GIVEN INFORMATION ::

○ ○ ○ ○

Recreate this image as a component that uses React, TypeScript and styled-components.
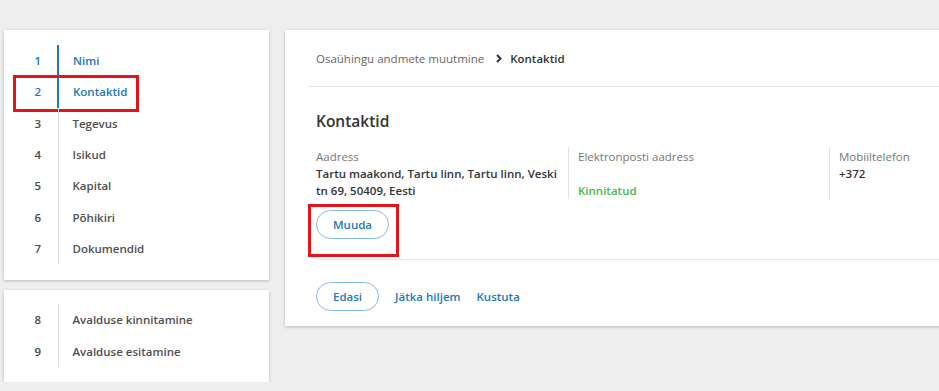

○ ○ ○ ○

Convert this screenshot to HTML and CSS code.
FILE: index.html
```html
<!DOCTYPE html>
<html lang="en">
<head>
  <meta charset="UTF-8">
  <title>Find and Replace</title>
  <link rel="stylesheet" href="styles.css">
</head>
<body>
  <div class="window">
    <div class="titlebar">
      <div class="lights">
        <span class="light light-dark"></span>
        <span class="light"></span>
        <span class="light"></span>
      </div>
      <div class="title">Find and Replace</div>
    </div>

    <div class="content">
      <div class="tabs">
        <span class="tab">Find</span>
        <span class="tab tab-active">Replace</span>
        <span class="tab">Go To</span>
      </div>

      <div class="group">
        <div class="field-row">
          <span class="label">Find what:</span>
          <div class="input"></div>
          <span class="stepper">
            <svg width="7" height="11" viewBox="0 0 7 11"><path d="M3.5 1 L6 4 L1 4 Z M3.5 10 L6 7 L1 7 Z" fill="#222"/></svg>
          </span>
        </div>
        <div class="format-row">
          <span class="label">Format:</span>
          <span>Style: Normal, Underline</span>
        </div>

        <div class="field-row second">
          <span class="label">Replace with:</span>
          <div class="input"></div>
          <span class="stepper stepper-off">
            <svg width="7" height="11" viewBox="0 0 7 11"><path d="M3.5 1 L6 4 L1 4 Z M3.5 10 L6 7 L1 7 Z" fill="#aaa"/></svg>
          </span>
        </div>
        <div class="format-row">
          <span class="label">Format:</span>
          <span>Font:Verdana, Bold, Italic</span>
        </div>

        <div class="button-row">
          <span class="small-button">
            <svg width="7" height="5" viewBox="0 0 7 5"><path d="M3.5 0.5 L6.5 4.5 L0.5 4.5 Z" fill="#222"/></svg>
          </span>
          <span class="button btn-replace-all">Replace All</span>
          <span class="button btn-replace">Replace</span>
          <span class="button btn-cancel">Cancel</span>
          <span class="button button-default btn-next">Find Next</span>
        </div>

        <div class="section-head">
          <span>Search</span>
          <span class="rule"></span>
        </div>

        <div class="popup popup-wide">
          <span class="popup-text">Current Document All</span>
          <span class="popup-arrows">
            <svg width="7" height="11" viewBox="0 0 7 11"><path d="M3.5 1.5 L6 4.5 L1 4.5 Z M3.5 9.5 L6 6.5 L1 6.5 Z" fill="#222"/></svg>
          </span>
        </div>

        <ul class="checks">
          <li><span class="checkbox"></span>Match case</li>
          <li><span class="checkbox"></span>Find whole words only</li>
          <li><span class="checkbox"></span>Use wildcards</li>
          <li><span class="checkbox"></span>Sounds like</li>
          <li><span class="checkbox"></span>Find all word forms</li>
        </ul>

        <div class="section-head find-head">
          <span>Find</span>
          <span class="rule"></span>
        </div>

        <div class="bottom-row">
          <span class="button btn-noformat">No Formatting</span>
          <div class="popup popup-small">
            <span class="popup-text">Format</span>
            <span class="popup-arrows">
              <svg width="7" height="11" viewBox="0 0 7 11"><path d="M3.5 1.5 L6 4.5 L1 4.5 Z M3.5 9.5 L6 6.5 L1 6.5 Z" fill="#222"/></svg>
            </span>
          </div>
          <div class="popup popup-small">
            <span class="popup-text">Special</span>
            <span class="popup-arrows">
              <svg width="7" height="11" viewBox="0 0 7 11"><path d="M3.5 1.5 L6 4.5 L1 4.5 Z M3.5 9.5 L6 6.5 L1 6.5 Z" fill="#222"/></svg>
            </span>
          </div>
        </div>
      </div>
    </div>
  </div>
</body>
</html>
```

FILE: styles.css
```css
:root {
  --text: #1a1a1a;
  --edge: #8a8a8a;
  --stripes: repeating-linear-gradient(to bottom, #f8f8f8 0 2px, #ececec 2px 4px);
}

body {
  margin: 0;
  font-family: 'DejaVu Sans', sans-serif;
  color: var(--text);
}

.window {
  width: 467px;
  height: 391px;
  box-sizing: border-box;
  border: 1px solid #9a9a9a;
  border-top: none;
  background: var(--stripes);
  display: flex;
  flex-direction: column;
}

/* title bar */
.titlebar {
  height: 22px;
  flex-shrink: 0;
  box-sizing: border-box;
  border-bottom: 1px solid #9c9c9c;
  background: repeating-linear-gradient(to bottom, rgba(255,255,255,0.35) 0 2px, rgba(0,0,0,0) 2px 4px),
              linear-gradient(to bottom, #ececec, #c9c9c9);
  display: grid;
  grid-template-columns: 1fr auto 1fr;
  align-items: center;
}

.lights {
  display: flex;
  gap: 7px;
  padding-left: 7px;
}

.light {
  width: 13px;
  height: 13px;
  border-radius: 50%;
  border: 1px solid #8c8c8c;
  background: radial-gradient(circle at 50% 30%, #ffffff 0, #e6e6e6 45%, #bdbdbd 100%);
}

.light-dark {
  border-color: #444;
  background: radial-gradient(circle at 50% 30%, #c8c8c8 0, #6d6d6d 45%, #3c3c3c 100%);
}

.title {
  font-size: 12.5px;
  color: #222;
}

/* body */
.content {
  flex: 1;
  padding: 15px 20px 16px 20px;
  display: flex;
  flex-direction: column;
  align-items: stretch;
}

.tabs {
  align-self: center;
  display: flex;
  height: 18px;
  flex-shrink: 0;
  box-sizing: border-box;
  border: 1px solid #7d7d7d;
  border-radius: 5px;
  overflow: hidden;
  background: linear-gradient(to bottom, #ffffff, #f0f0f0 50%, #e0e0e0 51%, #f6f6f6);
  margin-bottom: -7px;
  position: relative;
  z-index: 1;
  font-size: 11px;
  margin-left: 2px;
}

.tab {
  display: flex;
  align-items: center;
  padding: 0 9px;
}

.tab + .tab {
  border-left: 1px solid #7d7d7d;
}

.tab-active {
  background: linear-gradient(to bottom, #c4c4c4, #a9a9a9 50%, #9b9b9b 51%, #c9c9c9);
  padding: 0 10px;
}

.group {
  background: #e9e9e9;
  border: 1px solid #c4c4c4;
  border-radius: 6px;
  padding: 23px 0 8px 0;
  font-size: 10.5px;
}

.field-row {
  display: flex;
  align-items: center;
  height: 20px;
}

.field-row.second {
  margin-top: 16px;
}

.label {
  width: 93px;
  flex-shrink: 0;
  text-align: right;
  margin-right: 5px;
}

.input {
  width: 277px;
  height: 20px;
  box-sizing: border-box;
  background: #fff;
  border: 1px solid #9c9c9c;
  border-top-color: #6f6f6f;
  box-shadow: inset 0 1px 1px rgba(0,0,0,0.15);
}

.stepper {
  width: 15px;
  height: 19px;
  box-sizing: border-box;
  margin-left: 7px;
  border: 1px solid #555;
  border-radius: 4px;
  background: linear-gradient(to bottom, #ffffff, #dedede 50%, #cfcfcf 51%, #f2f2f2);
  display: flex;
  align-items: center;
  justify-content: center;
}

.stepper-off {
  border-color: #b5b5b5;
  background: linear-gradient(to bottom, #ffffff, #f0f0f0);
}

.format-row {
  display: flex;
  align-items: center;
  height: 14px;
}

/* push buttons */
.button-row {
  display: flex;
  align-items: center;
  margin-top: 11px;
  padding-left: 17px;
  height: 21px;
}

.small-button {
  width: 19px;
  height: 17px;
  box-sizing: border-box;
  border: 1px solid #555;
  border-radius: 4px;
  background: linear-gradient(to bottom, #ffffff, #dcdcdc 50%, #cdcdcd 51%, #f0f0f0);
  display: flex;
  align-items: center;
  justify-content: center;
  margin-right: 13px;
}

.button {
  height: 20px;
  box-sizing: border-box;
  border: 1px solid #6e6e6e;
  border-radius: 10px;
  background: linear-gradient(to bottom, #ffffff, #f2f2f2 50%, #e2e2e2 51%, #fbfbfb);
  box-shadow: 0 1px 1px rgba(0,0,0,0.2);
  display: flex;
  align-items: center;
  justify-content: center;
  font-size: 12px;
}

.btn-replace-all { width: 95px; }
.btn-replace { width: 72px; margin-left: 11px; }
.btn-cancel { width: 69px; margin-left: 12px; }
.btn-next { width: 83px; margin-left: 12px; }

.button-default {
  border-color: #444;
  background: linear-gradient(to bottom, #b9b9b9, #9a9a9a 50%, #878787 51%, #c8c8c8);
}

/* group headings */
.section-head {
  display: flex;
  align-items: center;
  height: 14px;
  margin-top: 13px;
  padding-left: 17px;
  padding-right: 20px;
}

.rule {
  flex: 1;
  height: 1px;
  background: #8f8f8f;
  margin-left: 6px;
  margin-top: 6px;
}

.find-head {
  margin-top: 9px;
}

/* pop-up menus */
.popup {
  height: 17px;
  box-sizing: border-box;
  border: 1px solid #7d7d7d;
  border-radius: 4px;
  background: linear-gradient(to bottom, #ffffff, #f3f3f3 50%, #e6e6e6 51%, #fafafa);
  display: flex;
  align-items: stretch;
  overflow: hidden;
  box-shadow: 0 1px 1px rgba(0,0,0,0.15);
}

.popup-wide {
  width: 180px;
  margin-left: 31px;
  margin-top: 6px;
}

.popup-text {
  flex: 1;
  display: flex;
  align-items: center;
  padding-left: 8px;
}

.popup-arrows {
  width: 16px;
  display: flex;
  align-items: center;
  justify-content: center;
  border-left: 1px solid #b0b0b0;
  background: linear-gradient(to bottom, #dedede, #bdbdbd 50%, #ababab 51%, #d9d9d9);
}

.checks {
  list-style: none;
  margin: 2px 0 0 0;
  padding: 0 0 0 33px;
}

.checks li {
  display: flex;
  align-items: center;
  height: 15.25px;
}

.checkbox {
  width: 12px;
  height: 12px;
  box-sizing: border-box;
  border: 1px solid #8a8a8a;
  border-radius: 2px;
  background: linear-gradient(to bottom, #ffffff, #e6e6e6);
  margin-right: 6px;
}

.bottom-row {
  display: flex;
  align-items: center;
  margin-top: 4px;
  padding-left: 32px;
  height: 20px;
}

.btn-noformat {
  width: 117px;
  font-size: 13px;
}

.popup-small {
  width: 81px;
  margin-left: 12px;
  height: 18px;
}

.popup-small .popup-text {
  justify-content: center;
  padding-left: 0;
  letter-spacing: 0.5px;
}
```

○ ○ ○ ○

EXERCISE DETAILS ::
Which lines hold the word "this"? Show each one.

EXERCISE SOLUTION ::
Recreate this image as a component that uses React, TypeScript and styled-components.
Convert this screenshot to HTML and CSS code.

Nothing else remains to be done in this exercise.